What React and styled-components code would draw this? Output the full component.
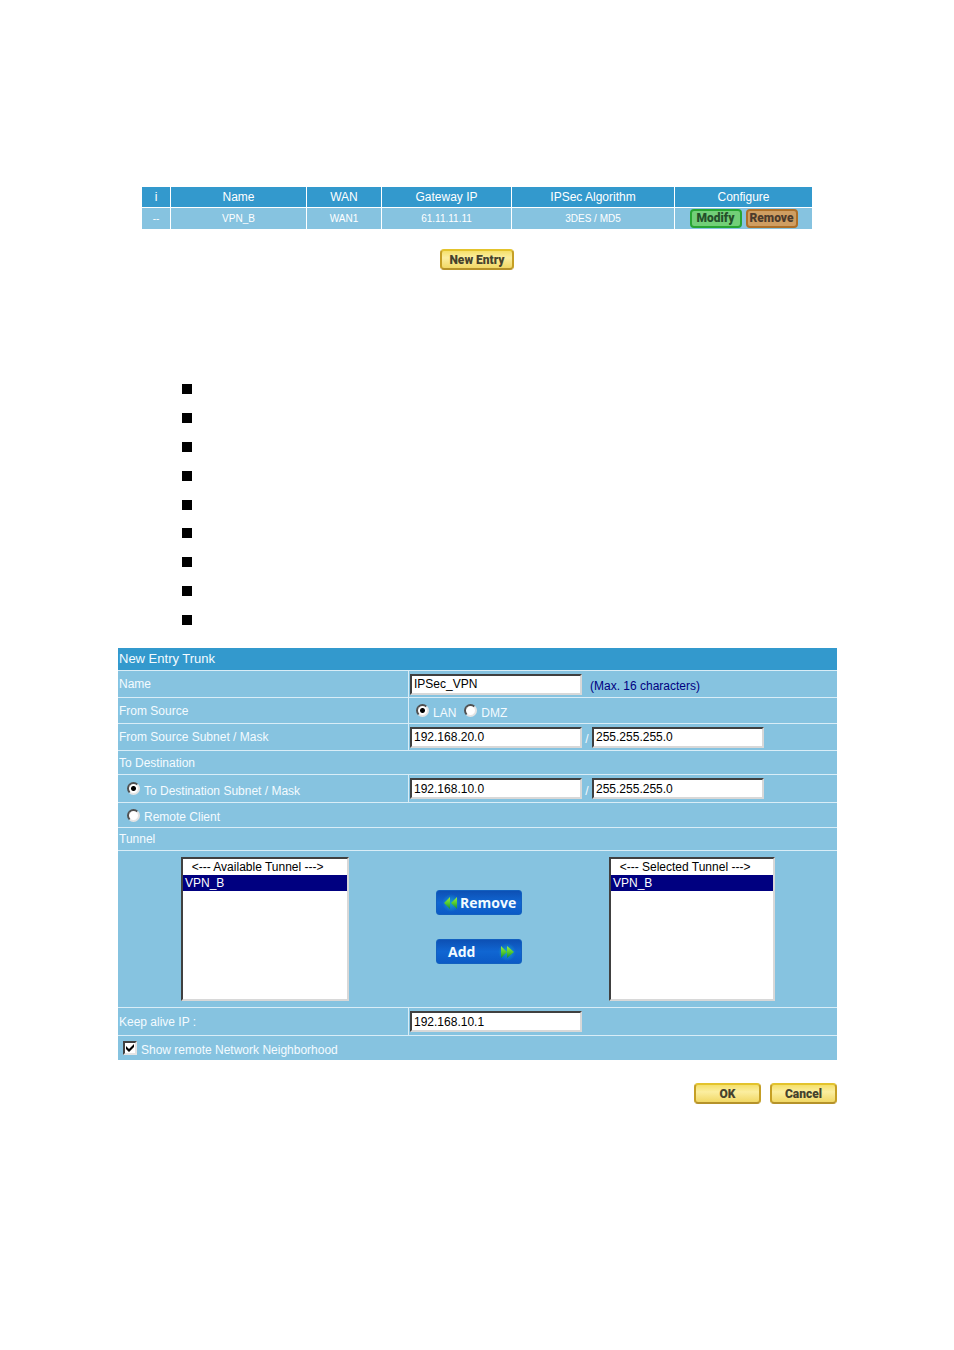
import React from 'react';
import styled, { createGlobalStyle } from 'styled-components'

const columns = [
  { title: 'i', value: '--', width: 28 },
  { title: 'Name', value: 'VPN_B', width: 136 },
  { title: 'WAN', value: 'WAN1', width: 75 },
  { title: 'Gateway IP', value: '61.11.11.11', width: 130 },
  { title: 'IPSec Algorithm', value: '3DES / MD5', width: 163 },
]

const bullets = [1, 2, 3, 4, 5, 6, 7, 8, 9]

function Arrows({ left }) {
  return (
    <svg width="18" height="18" viewBox="0 0 18 18" aria-hidden="true">
      <defs>
        <linearGradient id={left ? 'greenL' : 'greenR'} x1="0" y1="0" x2="0" y2="1">
          <stop offset="0" stopColor="#9cf03c" />
          <stop offset="0.5" stopColor="#55cc30" />
          <stop offset="1" stopColor="#178a3a" />
        </linearGradient>
        <radialGradient id={left ? 'glowL' : 'glowR'}>
          <stop offset="0" stopColor="#18a0d0" />
          <stop offset="1" stopColor="#18a0d0" stopOpacity="0" />
        </radialGradient>
      </defs>
      <circle cx="9" cy="9" r="9" fill={left ? 'url(#glowL)' : 'url(#glowR)'} />
      <path
        d={left ? 'M8 3v12L2 9z M15 3v12L9 9z' : 'M3 3v12l6-6z M9 3v12l7-6z'}
        fill={left ? 'url(#greenL)' : 'url(#greenR)'}
      />
    </svg>
  )
}

export default function App() {
  return (
    <Page>
      <GlobalStyle />
      <Policy>
        <Table>
          <colgroup>
            {columns.map(c => <col key={c.title} style={{ width: c.width }} />)}
            <col style={{ width: 138 }} />
          </colgroup>
          <thead>
            <tr>
              {columns.map(c => <th key={c.title}>{c.title}</th>)}
              <th>Configure</th>
            </tr>
          </thead>
          <tbody>
            <tr>
              {columns.map(c => <td key={c.title}>{c.value}</td>)}
              <td>
                <Actions>
                  <TableButton $color="green">Modify</TableButton>
                  <TableButton $color="brown">Remove</TableButton>
                </Actions>
              </td>
            </tr>
          </tbody>
        </Table>
        <GoldButton $width={74}>New Entry</GoldButton>
      </Policy>

      <Bullets>
        {bullets.map(b => <li key={b} />)}
      </Bullets>

      <Form onSubmit={e => e.preventDefault()}>
        <Title>New Entry Trunk</Title>
        <Row $height={27}>
          <Cell as="label" htmlFor="name">Name</Cell>
          <Fields>
            <Input id="name" defaultValue="IPSec_VPN" />
            <Hint>(Max. 16 characters)</Hint>
          </Fields>
        </Row>
        <Row $height={26}>
          <Cell>From Source</Cell>
          <Fields>
            <Choice $indent={6}><Radio name="source" defaultChecked /><span>LAN</span></Choice>
            <Choice $indent={8}><Radio name="source" /><span>DMZ</span></Choice>
          </Fields>
        </Row>
        <Row $height={27}>
          <Cell as="label" htmlFor="source">From Source Subnet / Mask</Cell>
          <Fields>
            <Input id="source" defaultValue="192.168.20.0" />
            <Slash>/</Slash>
            <Input aria-label="Source mask" defaultValue="255.255.255.0" />
          </Fields>
        </Row>
        <Row $height={24} $full><Cell>To Destination</Cell></Row>
        <Row $height={28}>
          <Cell>
            <Choice $indent={8}><Radio name="dest" defaultChecked /><span>To Destination Subnet / Mask</span></Choice>
          </Cell>
          <Fields>
            <Input aria-label="Destination subnet" defaultValue="192.168.10.0" />
            <Slash>/</Slash>
            <Input aria-label="Destination mask" defaultValue="255.255.255.0" />
          </Fields>
        </Row>
        <Row $height={25} $full>
          <Cell>
            <Choice $indent={8}><Radio name="dest" /><span>Remote Client</span></Choice>
          </Cell>
        </Row>
        <Row $height={23} $full><Cell>Tunnel</Cell></Row>
        <Tunnels>
          <List multiple aria-label="Available Tunnel" $width={168} defaultValue={['b']}>
            <option value="">&nbsp;&nbsp;&lt;--- Available Tunnel ---&gt;</option>
            <option value="b">VPN_B</option>
          </List>
          <Moves>
            <MoveButton type="button"><Arrows left />Remove</MoveButton>
            <MoveButton type="button" $add>Add<Arrows /></MoveButton>
          </Moves>
          <List multiple aria-label="Selected Tunnel" $width={166} defaultValue={['b']}>
            <option value="">&nbsp;&nbsp;&lt;--- Selected Tunnel ---&gt;</option>
            <option value="b">VPN_B</option>
          </List>
        </Tunnels>
        <Row $height={28}>
          <Cell as="label" htmlFor="alive">Keep alive IP :</Cell>
          <Fields><Input id="alive" defaultValue="192.168.10.1" /></Fields>
        </Row>
        <Row $height={25} $full>
          <Cell>
            <Choice $indent={4}><Checkbox defaultChecked /><span>Show remote Network Neighborhood</span></Choice>
          </Cell>
        </Row>
        <Footer>
          <GoldButton $width={67}>OK</GoldButton>
          <GoldButton $width={67}>Cancel</GoldButton>
        </Footer>
      </Form>
    </Page>
  );
}

const GlobalStyle = createGlobalStyle`
  * {
    box-sizing: border-box;
  }

  body {
    margin: 0;
    background: #fff;
    font-family: "Liberation Sans", Arial, sans-serif;
    font-size: 12px;
  }
`

const Page = styled.main`
  padding: 187px 117px 240px 118px;
`

const Policy = styled.section`
  display: flex;
  flex-direction: column;
  align-items: center;
  gap: 20px;
  padding: 0 25px 0 24px;
`

const Table = styled.table`
  width: 100%;
  table-layout: fixed;
  border-collapse: separate;
  border-spacing: 0;
  color: #fff;
  text-align: center;

  th, td {
    height: 21px;
    padding: 0;
    line-height: 20px;
    font-weight: normal;
    border-left: 1px solid #fff;
  }

  th {
    background: #3399cd;
    border-bottom: 1px solid #fff;
  }

  td {
    background: #86c3e0;
    font-size: 10px;
  }

  th:first-child, td:first-child {
    border-left: 0;
  }
`

const Actions = styled.div`
  display: flex;
  justify-content: center;
  gap: 4px;
`

const Button = styled.button`
  display: flex;
  align-items: center;
  justify-content: center;
  padding: 0;
  color: #46422c;
  font-family: Roboto, "Liberation Sans", sans-serif;
  font-size: 12px;
  font-weight: 900;
  white-space: nowrap;
`

const TableButton = styled(Button)`
  width: 52px;
  height: 19px;
  line-height: 15px;
  border: 2px solid ${p => p.$color === 'green' ? '#27a532' : '#ad6f27'};
  border-radius: 4px;
  background: ${p => p.$color === 'green' ? '#72cf78' : '#cf9e62'};
  color: ${p => p.$color === 'green' ? '#24502a' : '#4d3b2c'};
`

const GoldButton = styled(Button)`
  width: ${p => p.$width}px;
  height: 21px;
  line-height: 16px;
  border: 2px solid;
  border-color: #e3c32c #c59f25 #b5922a #c59f25;
  border-radius: 4px;
  background: linear-gradient(#f5e06a, #fbeea0 40%, #f1d865);
`

const Bullets = styled.ul`
  display: flex;
  flex-direction: column;
  justify-content: space-between;
  height: 241px;
  margin: 114px 0 23px 64px;
  padding: 0;
  list-style: none;

  li {
    width: 10px;
    height: 10px;
    background: #000;
  }
`

const Form = styled.form`
  color: #f4fbff;
`

const Title = styled.div`
  height: 22px;
  padding-left: 1px;
  background: #3399cd;
  font-size: 13px;
  line-height: 21px;
`

const Row = styled.div`
  display: grid;
  grid-template-columns: ${p => p.$full ? '1fr' : '290px 1fr'};
  height: ${p => p.$height}px;
  border-top: 1px solid #d9edf7;
  background: #86c3e0;
`

const Cell = styled.div`
  display: flex;
  align-items: center;
  padding-left: 1px;
`

const Fields = styled.div`
  display: flex;
  align-items: center;
  padding-left: 1px;
  border-left: 1px solid #d9edf7;
`

const Input = styled.input`
  width: 172px;
  height: 21px;
  padding: 0 2px;
  font: inherit;
  color: #000;
  background: #fff;
  border: 2px solid;
  border-color: #404040 #d8d8d8 #d8d8d8 #404040;
  border-radius: 0;
`

const Hint = styled.span`
  padding: 4px 0 0 8px;
  color: #000080;
`

const Slash = styled.span`
  width: 10px;
  padding-top: 4px;
  text-align: center;
`

const Choice = styled.label`
  display: flex;
  align-items: center;
  gap: 4px;
  padding-left: ${p => p.$indent}px;

  span {
    padding-top: 4px;
  }
`

const Radio = styled.input.attrs({ type: 'radio' })`
  appearance: none;
  width: 13px;
  height: 13px;
  margin: 0;
  border: 2px solid;
  border-color: #505050 #e4e4e4 #e4e4e4 #505050;
  border-radius: 50%;
  background: #fff;

  &:checked {
    background: radial-gradient(circle, #000 2px, #fff 3px);
  }
`

const Tick = styled.span`
  display: grid;
  width: 14px;
  height: 14px;

  && {
    padding: 0;
  }

  input {
    grid-area: 1 / 1;
    appearance: none;
    width: 14px;
    height: 14px;
    margin: 0;
    border: 2px solid;
    border-color: #404040 #e4e4e4 #e4e4e4 #404040;
    background: #fff;
  }

  svg {
    grid-area: 1 / 1;
    z-index: 1;
    pointer-events: none;
  }
`

function Checkbox(props) {
  return (
    <Tick>
      <input type="checkbox" {...props} />
      <svg width="14" height="14" viewBox="0 0 14 14" aria-hidden="true">
        <path d="M3 5v3l3 3 5-5V3L6 8z" fill="#000" />
      </svg>
    </Tick>
  )
}

const Tunnels = styled.div`
  display: flex;
  align-items: flex-start;
  justify-content: space-between;
  height: 157px;
  padding: 6px 62px 0 63px;
  border-top: 1px solid #d9edf7;
  background: #86c3e0;
`

const List = styled.select`
  width: ${p => p.$width}px;
  height: 144px;
  padding: 0;
  font: inherit;
  color: #000;
  background: #fff;
  border: 2px solid;
  border-color: #404040 #d8d8d8 #d8d8d8 #404040;
  border-radius: 0;
  overflow: hidden;

  option {
    height: 16px;
    min-height: 0;
    padding: 1px 2px 0;
    line-height: 15px;
  }

  option:checked {
    color: #fff;
    background: linear-gradient(#000080, #000080);
  }
`

const Moves = styled.div`
  display: flex;
  flex-direction: column;
  gap: 24px;
  padding-top: 33px;
`

const MoveButton = styled.button`
  display: flex;
  align-items: center;
  justify-content: space-between;
  width: 86px;
  height: 25px;
  padding: ${p => p.$add ? '0 5px 0 11px' : '0 6px 0 5px'};
  color: #f2fbff;
  font-family: "Open Sans", sans-serif;
  font-size: 14px;
  font-weight: 700;
  border: 1px solid #1260c0;
  border-radius: 3px;
  background: linear-gradient(#0d50b4, #1066d2 50%, #0b5ac6);

  svg {
    flex: none;
  }
`

const Footer = styled.div`
  display: flex;
  justify-content: flex-end;
  gap: 9px;
  padding-top: 23px;
`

_ _ _ _ _ _ _

- [WHAT TO PRODUCE]
Write out nothing but the lines from the start of the data through the line with "const bullets = [1, 2, 3, 4, 5, 6, 7, 8, 9]". Leave out the pictures.

- [EXERCISE ANSWER]
What React and styled-components code would draw this? Output the full component.
import React from 'react';
import styled, { createGlobalStyle } from 'styled-components'

const columns = [
  { title: 'i', value: '--', width: 28 },
  { title: 'Name', value: 'VPN_B', width: 136 },
  { title: 'WAN', value: 'WAN1', width: 75 },
  { title: 'Gateway IP', value: '61.11.11.11', width: 130 },
  { title: 'IPSec Algorithm', value: '3DES / MD5', width: 163 },
]

const bullets = [1, 2, 3, 4, 5, 6, 7, 8, 9]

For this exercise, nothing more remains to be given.